Olifant
Bamoun, Cameroun
L’éléphant et le crocodile sont tous deux des symboles de puissance associés à la figure du fon (roi). La préciosité de l’ivoire et l’iconographie de cet oliphant souligne ce lien entre le fon et ces deux animaux. L’oliphant est utilisé lors de l’avènement d’un nouveau fon, en cas de guerre, ou lors des cérémonies religieuses.
Olifant
- Royaume Bamoun, Foumban
- Nord-ouest du Cameroun
- 19e siècle
- Ivoire
- 132 x 14 x 12 cm, 14680 g
Provenance
- Ancienne collection A. Loewich, Cologne.
- Galerie Alain de Monbrison, Paris.
- Ancienne collection Marc Ladreit de Lacharrière, Paris.
- Musée du quai Branly - Jacques Chirac, Paris (70.2017.66.17). Donation Marc Ladreit de Lacharrière.

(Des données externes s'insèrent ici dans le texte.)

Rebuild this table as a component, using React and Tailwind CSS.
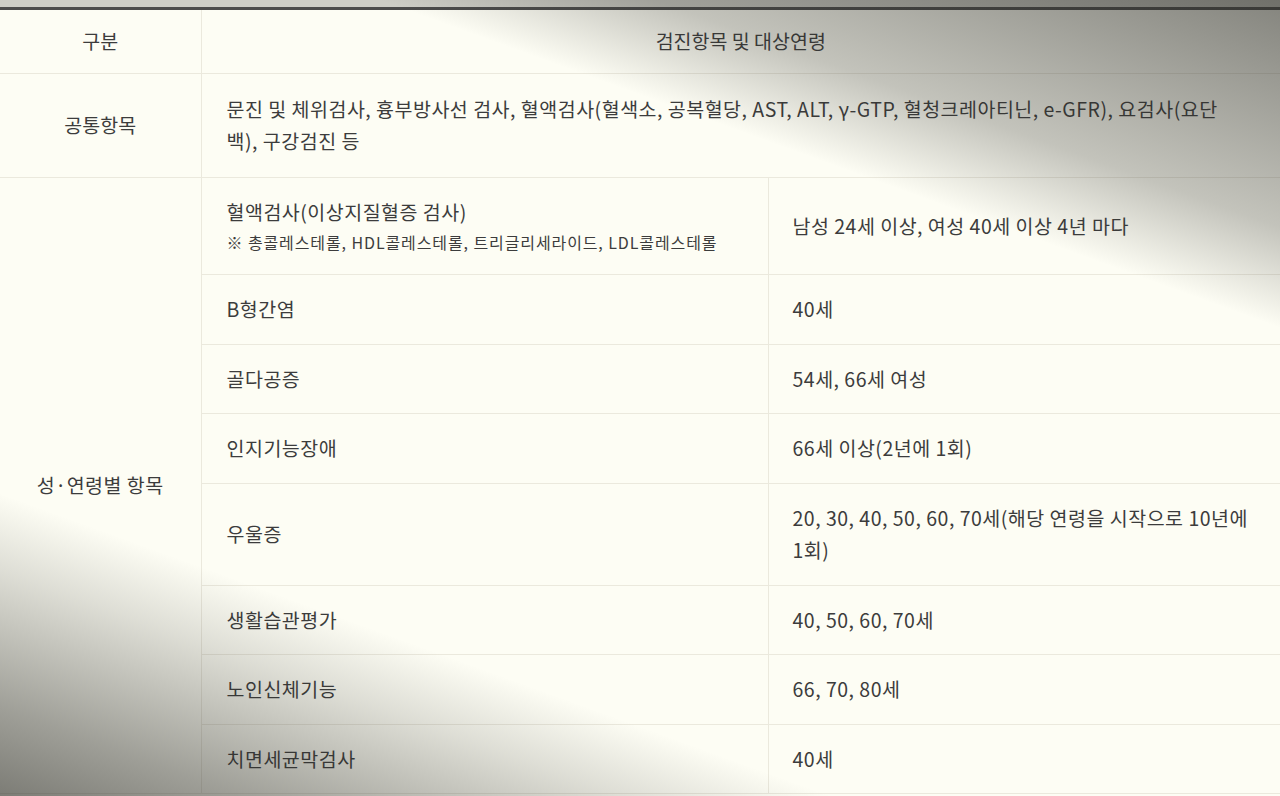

Contexte d’origine de l’œuvre
La partie occidentale du Cameroun, appelée Grassland ou Grassfields, est une région de hauts plateaux. L’ensemble est divisé en plusieurs chefferies et royaumes indépendants. Parmi eux, le Royaume Bamoun aurait été fondé par Nchare Yen, entre le 14e et le 17e siècle1. La production artistique du royaume Bamoun est fortement associée au système politique, avec un art de cour extrêmement développé.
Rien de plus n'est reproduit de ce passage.